Sophgo Blends a Proprietary TPU with RISC-V and Arm Cores — and, Apparently, an Intel 8051 Clone

A blend of the very old and the very new, in a single system-on-chip targeting smart cameras and other edge AI devices.

Chip-design house Sophgo has announced a new pair of system-on-chip (SoC) parts targeting edge artificial intelligence (edge AI) workloads, combining four different processor architectures in a single device: RISC-V, Arm, a tensor processor, and — unusually in this day and age — the Intel 8051 architecture.

"SG2000 is a high-performance, low-power chip designed for various product fields such as edge intelligent surveillance IP cameras, local facial recognition attendance machines, and smart home devices," says embedded computing specialist Milk-V, which has partnered with Sophgo to produce boards built around the new chip range, in a post brought to our attention by CNX Software. "The chip also integrates an in-house TPU [Tensor Processing Unit], delivering approximately 0.5 TOPS [Tera-Operations Per Second] of computing power under INT8 operations."

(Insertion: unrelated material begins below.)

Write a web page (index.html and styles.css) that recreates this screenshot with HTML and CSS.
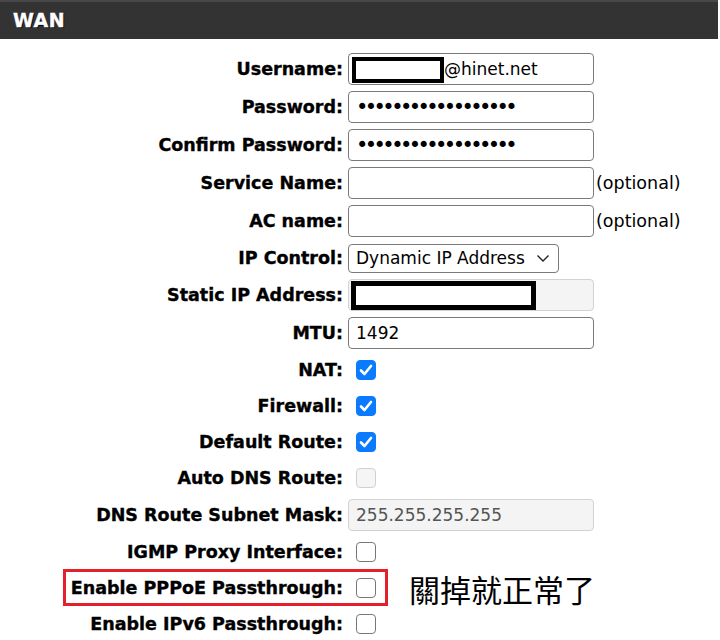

The TPU is only one of four processor architectures in use in the Sophgo SG2000 and SG2002, the latter of which upgrades the on-board TPU coprocessor to 1 TOPS of INT8 computer. The chips also include two 64-bit T-Head C906 RISC-V cores, one running at 700MHz and dedicated to real-time operating system (RTOS) use and the other running at 1GHz and targeting Linux, a 1GHz Arm Cortex-A53 core, and — of all things, in the 21st century — a microcontroller core that appears to implement Intel's 8051 architecture.

Released back in 1980, the Intel MCS-51 brought the 8051 architecture to market as an affordable eight-bit microcontroller — but original Intel parts have long been discontinued. Nevertheless, that's what Sophgo has chosen for the microcontroller side of the parts — adding 6kB of dedicated static RAM (SRAM) to the core for good measure and allowing the core to clock from 25MHz up to an impressive-by-1980s-standard 300MHz.

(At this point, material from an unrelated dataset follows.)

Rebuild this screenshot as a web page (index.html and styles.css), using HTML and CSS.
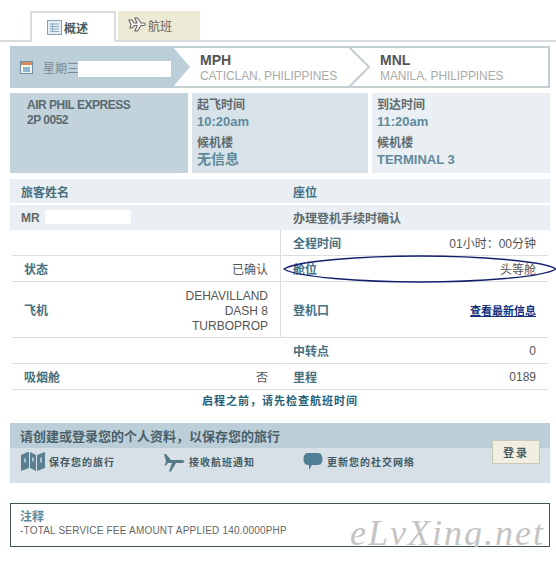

Other features of the system-on-chip include an image signal processor good for five megapixels at 30 frames per second, a two-lane MIPI Display Serial Interface (DSI) and one four- or two two-lane MIPI Camera Serial Interfaces (CSIs), a 16-bit audio codec with two I2S and PCM channels and a digital microphone input, a Fast Ethernet PHY, hardware H.264/H.265 codecs, SPI NOR and NAND flash, eMMC 5.0, and two SDIO 3.0 storage buses, USB 2.0, and a range of general-purpose input/output (GPIO) pins including 16 pulse-width modulation (PWM) pins, six analog to digital converter (ADC) pins, six I2C and four SPI buses, and five hardware UART buses.

More information on the chip, including a link to download its Chinese-language data sheet, is available on the Milk-V website; the lower-end SG2000 model was listed for sale at Arace priced at $30 for five chips, but at the time of writing was showing as out of stock.